** BEGIN **

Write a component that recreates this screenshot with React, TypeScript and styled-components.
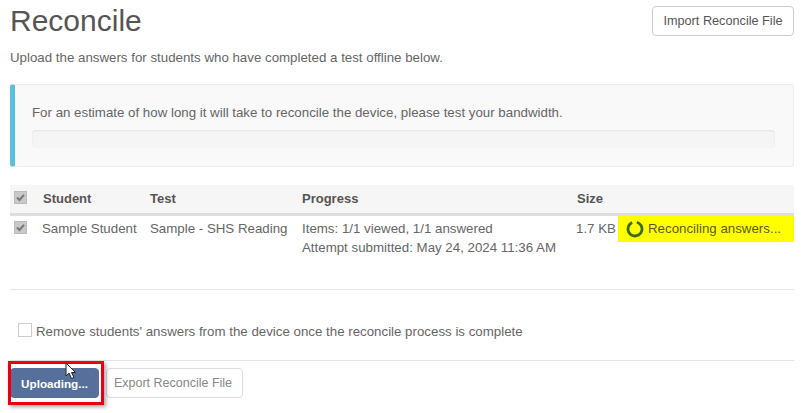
import React from "react";
import styled, { createGlobalStyle } from "styled-components";

const Global = createGlobalStyle`
  html, body { margin: 0; padding: 0; background: #fff; overflow: hidden; }
  body { font-family: "Liberation Sans", Arial, sans-serif; color: #555; }
`;
const Page = styled.div`
  width: 784px; height: 413px; margin-left: 10px; display: flex; flex-direction: column;
  position: relative; overflow: visible;
`;
const Header = styled.div`
  display: flex; justify-content: space-between; align-items: flex-start; height: 49px; padding-top: 6px; box-sizing: border-box;
`;
const Title = styled.h1`
  margin: -2px 0 0 0; font-size: 30px; font-weight: 400; line-height: 34px; color: #555;
`;
const Button = styled.button`
  font-family: inherit; font-size: 13.3px; line-height: 18px; color: #555; background: #fff;
  border: 1px solid #ccc; border-radius: 4px; padding: 0; height: 30px; box-sizing: border-box; white-space: nowrap;
`;
const ImportButton = styled(Button)` width: 142px; font-size: 12.7px; `;
const Intro = styled.p`
  margin: 0; font-size: 13.3px; line-height: 18px; color: #666; height: 35px;
`;
const Well = styled.div`
  box-sizing: border-box; height: 83px; background: #f9f9f9; border: 1px solid #eee;
  border-left: 5px solid #5bc0de; border-radius: 3px; padding: 20px 18px 0 17px;
`;
const WellText = styled.div`
  font-size: 13.3px; line-height: 16px; color: #666; margin-bottom: 9px;
`;
const Track = styled.div`
  height: 18px; background: #f5f5f5; border-radius: 4px; box-shadow: inset 0 1px 2px rgba(0,0,0,.08);
`;
const columns = "32px 108px 152px 275px 41px 176px";
const HeadRow = styled.div`
  display: grid; grid-template-columns: ${columns}; align-items: center; height: 31px; margin-top: 18px; padding-bottom: 2px;
  background: #f6f6f6; border-bottom: 3px solid #ddd; box-sizing: border-box; font-size: 13px; font-weight: 700; color: #555;
`;
const HeadLabel = styled.div<{ $shift?: number }>` padding-left: ${(p) => p.$shift ?? 0}px; `;
const DataRow = styled.div`
  display: grid; grid-template-columns: ${columns}; height: 74px; font-size: 13.3px; line-height: 19px; color: #666;
  border-bottom: 1px solid #e6e6e6; box-sizing: border-box;
`;
const Cell = styled.div` padding-top: 3px; white-space: nowrap; `;
const CheckCell = styled.div` padding-left: 4px; padding-top: 5px; `;
const HeadCheckCell = styled.div` padding-left: 4px; display: flex; margin-top: -2px; `;
const Check = styled.span`
  display: block; width: 13px; height: 13px; background: #c9c9c9; border: 1px solid #bbb; box-sizing: border-box;
  color: #777; position: relative;
`;
const SizeCell = styled(Cell)` margin-left: -1px; `;
const Status = styled.div`
  display: flex; align-items: center; gap: 4px; height: 26px; background: #ffff00; color: #5b5b00; padding: 0 0 2px 8px;
  box-sizing: border-box; white-space: nowrap;
`;
const Spin = styled.svg` width: 18px; height: 18px; flex: none; margin-top: 1px; `;
const RemoveRow = styled.label`
  display: flex; align-items: center; gap: 4px; height: 71px; padding-left: 8px; box-sizing: border-box;
  font-size: 13.3px; color: #666; border-bottom: 1px solid #e3e3e3; padding-top: 12px;
`;
const EmptyBox = styled.span`
  display: block; width: 14px; height: 14px; border: 1px solid #ccc; background: #fff; box-sizing: border-box; margin-top: -2px;
`;
const Actions = styled.div` display: flex; gap: 7px; padding-top: 7px; `;
const Primary = styled(Button)`
  width: 89px; background: #56709b; border-color: #56709b; color: #fff; font-weight: 700; font-size: 11.7px; padding-top: 2px;
`;
const Secondary = styled(Button)` width: 137px; color: #888; font-size: 12.5px; border-color: #ddd; padding-right: 3px; `;
const Highlight = styled.div`
  position: absolute; left: -2px; top: 361px; width: 96px; height: 44px; box-sizing: border-box;
  border: 3px solid #e8000f; box-shadow: 2px 2px 4px rgba(0,0,0,.35);
`;
const Cursor = styled.svg` position: absolute; left: 55px; top: 362px; width: 12px; height: 18px; `;
const TickMark = styled.svg` display: block; `;

const Tick = () => (
  <TickMark width="11" height="11" viewBox="0 0 11 11">
    <path d="M2 5.5 L4.5 8 L9 2.8" fill="none" stroke="#777" strokeWidth="2" />
  </TickMark>
);

export default function App() {
  return (
    <Page>
      <Global />
      <Header>
        <Title>Reconcile</Title>
        <ImportButton>Import Reconcile File</ImportButton>
      </Header>
      <Intro>Upload the answers for students who have completed a test offline below.</Intro>
      <Well>
        <WellText>For an estimate of how long it will take to reconcile the device, please test your bandwidth.</WellText>
        <Track />
      </Well>
      <HeadRow>
        <HeadCheckCell><Check><Tick /></Check></HeadCheckCell>
        <HeadLabel $shift={1}>Student</HeadLabel>
        <HeadLabel>Test</HeadLabel>
        <HeadLabel>Progress</HeadLabel>
        <HeadLabel>Size</HeadLabel>
        <HeadLabel />
      </HeadRow>
      <DataRow>
        <CheckCell><Check><Tick /></Check></CheckCell>
        <Cell>Sample Student</Cell>
        <Cell>Sample - SHS Reading</Cell>
        <Cell>Items: 1/1 viewed, 1/1 answered<br />Attempt submitted: May 24, 2024 11:36 AM</Cell>
        <SizeCell>1.7 KB</SizeCell>
        <Status>
          <Spin viewBox="0 0 18 18">
            <circle cx="9" cy="9" r="7" fill="none" stroke="#3c6a00" strokeWidth="2.8" strokeDasharray="39 5" transform="rotate(-75 9 9)" />
          </Spin>
          Reconciling answers...
        </Status>
      </DataRow>
      <RemoveRow><EmptyBox />Remove students' answers from the device once the reconcile process is complete</RemoveRow>
      <Actions>
        <Primary>Uploading...</Primary>
        <Secondary>Export Reconcile File</Secondary>
      </Actions>
      <Highlight />
      <Cursor viewBox="0 0 12 18">
        <path d="M1 1 L1 14 L4 11 L6.5 16.5 L9 15.5 L6.5 10.5 L10.5 10.5 Z" fill="#fff" stroke="#222" strokeWidth="1" />
      </Cursor>
    </Page>
  );
}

** END **

Task objective
Your task is to repeat the material above exactly, without its pictures.

Finished exercise
Write a component that recreates this screenshot with React, TypeScript and styled-components.
import React from "react";
import styled, { createGlobalStyle } from "styled-components";

const Global = createGlobalStyle`
  html, body { margin: 0; padding: 0; background: #fff; overflow: hidden; }
  body { font-family: "Liberation Sans", Arial, sans-serif; color: #555; }
`;
const Page = styled.div`
  width: 784px; height: 413px; margin-left: 10px; display: flex; flex-direction: column;
  position: relative; overflow: visible;
`;
const Header = styled.div`
  display: flex; justify-content: space-between; align-items: flex-start; height: 49px; padding-top: 6px; box-sizing: border-box;
`;
const Title = styled.h1`
  margin: -2px 0 0 0; font-size: 30px; font-weight: 400; line-height: 34px; color: #555;
`;
const Button = styled.button`
  font-family: inherit; font-size: 13.3px; line-height: 18px; color: #555; background: #fff;
  border: 1px solid #ccc; border-radius: 4px; padding: 0; height: 30px; box-sizing: border-box; white-space: nowrap;
`;
const ImportButton = styled(Button)` width: 142px; font-size: 12.7px; `;
const Intro = styled.p`
  margin: 0; font-size: 13.3px; line-height: 18px; color: #666; height: 35px;
`;
const Well = styled.div`
  box-sizing: border-box; height: 83px; background: #f9f9f9; border: 1px solid #eee;
  border-left: 5px solid #5bc0de; border-radius: 3px; padding: 20px 18px 0 17px;
`;
const WellText = styled.div`
  font-size: 13.3px; line-height: 16px; color: #666; margin-bottom: 9px;
`;
const Track = styled.div`
  height: 18px; background: #f5f5f5; border-radius: 4px; box-shadow: inset 0 1px 2px rgba(0,0,0,.08);
`;
const columns = "32px 108px 152px 275px 41px 176px";
const HeadRow = styled.div`
  display: grid; grid-template-columns: ${columns}; align-items: center; height: 31px; margin-top: 18px; padding-bottom: 2px;
  background: #f6f6f6; border-bottom: 3px solid #ddd; box-sizing: border-box; font-size: 13px; font-weight: 700; color: #555;
`;
const HeadLabel = styled.div<{ $shift?: number }>` padding-left: ${(p) => p.$shift ?? 0}px; `;
const DataRow = styled.div`
  display: grid; grid-template-columns: ${columns}; height: 74px; font-size: 13.3px; line-height: 19px; color: #666;
  border-bottom: 1px solid #e6e6e6; box-sizing: border-box;
`;
const Cell = styled.div` padding-top: 3px; white-space: nowrap; `;
const CheckCell = styled.div` padding-left: 4px; padding-top: 5px; `;
const HeadCheckCell = styled.div` padding-left: 4px; display: flex; margin-top: -2px; `;
const Check = styled.span`
  display: block; width: 13px; height: 13px; background: #c9c9c9; border: 1px solid #bbb; box-sizing: border-box;
  color: #777; position: relative;
`;
const SizeCell = styled(Cell)` margin-left: -1px; `;
const Status = styled.div`
  display: flex; align-items: center; gap: 4px; height: 26px; background: #ffff00; color: #5b5b00; padding: 0 0 2px 8px;
  box-sizing: border-box; white-space: nowrap;
`;
const Spin = styled.svg` width: 18px; height: 18px; flex: none; margin-top: 1px; `;
const RemoveRow = styled.label`
  display: flex; align-items: center; gap: 4px; height: 71px; padding-left: 8px; box-sizing: border-box;
  font-size: 13.3px; color: #666; border-bottom: 1px solid #e3e3e3; padding-top: 12px;
`;
const EmptyBox = styled.span`
  display: block; width: 14px; height: 14px; border: 1px solid #ccc; background: #fff; box-sizing: border-box; margin-top: -2px;
`;
const Actions = styled.div` display: flex; gap: 7px; padding-top: 7px; `;
const Primary = styled(Button)`
  width: 89px; background: #56709b; border-color: #56709b; color: #fff; font-weight: 700; font-size: 11.7px; padding-top: 2px;
`;
const Secondary = styled(Button)` width: 137px; color: #888; font-size: 12.5px; border-color: #ddd; padding-right: 3px; `;
const Highlight = styled.div`
  position: absolute; left: -2px; top: 361px; width: 96px; height: 44px; box-sizing: border-box;
  border: 3px solid #e8000f; box-shadow: 2px 2px 4px rgba(0,0,0,.35);
`;
const Cursor = styled.svg` position: absolute; left: 55px; top: 362px; width: 12px; height: 18px; `;
const TickMark = styled.svg` display: block; `;

const Tick = () => (
  <TickMark width="11" height="11" viewBox="0 0 11 11">
    <path d="M2 5.5 L4.5 8 L9 2.8" fill="none" stroke="#777" strokeWidth="2" />
  </TickMark>
);

export default function App() {
  return (
    <Page>
      <Global />
      <Header>
        <Title>Reconcile</Title>
        <ImportButton>Import Reconcile File</ImportButton>
      </Header>
      <Intro>Upload the answers for students who have completed a test offline below.</Intro>
      <Well>
        <WellText>For an estimate of how long it will take to reconcile the device, please test your bandwidth.</WellText>
        <Track />
      </Well>
      <HeadRow>
        <HeadCheckCell><Check><Tick /></Check></HeadCheckCell>
        <HeadLabel $shift={1}>Student</HeadLabel>
        <HeadLabel>Test</HeadLabel>
        <HeadLabel>Progress</HeadLabel>
        <HeadLabel>Size</HeadLabel>
        <HeadLabel />
      </HeadRow>
      <DataRow>
        <CheckCell><Check><Tick /></Check></CheckCell>
        <Cell>Sample Student</Cell>
        <Cell>Sample - SHS Reading</Cell>
        <Cell>Items: 1/1 viewed, 1/1 answered<br />Attempt submitted: May 24, 2024 11:36 AM</Cell>
        <SizeCell>1.7 KB</SizeCell>
        <Status>
          <Spin viewBox="0 0 18 18">
            <circle cx="9" cy="9" r="7" fill="none" stroke="#3c6a00" strokeWidth="2.8" strokeDasharray="39 5" transform="rotate(-75 9 9)" />
          </Spin>
          Reconciling answers...
        </Status>
      </DataRow>
      <RemoveRow><EmptyBox />Remove students' answers from the device once the reconcile process is complete</RemoveRow>
      <Actions>
        <Primary>Uploading...</Primary>
        <Secondary>Export Reconcile File</Secondary>
      </Actions>
      <Highlight />
      <Cursor viewBox="0 0 12 18">
        <path d="M1 1 L1 14 L4 11 L6.5 16.5 L9 15.5 L6.5 10.5 L10.5 10.5 Z" fill="#fff" stroke="#222" strokeWidth="1" />
      </Cursor>
    </Page>
  );
}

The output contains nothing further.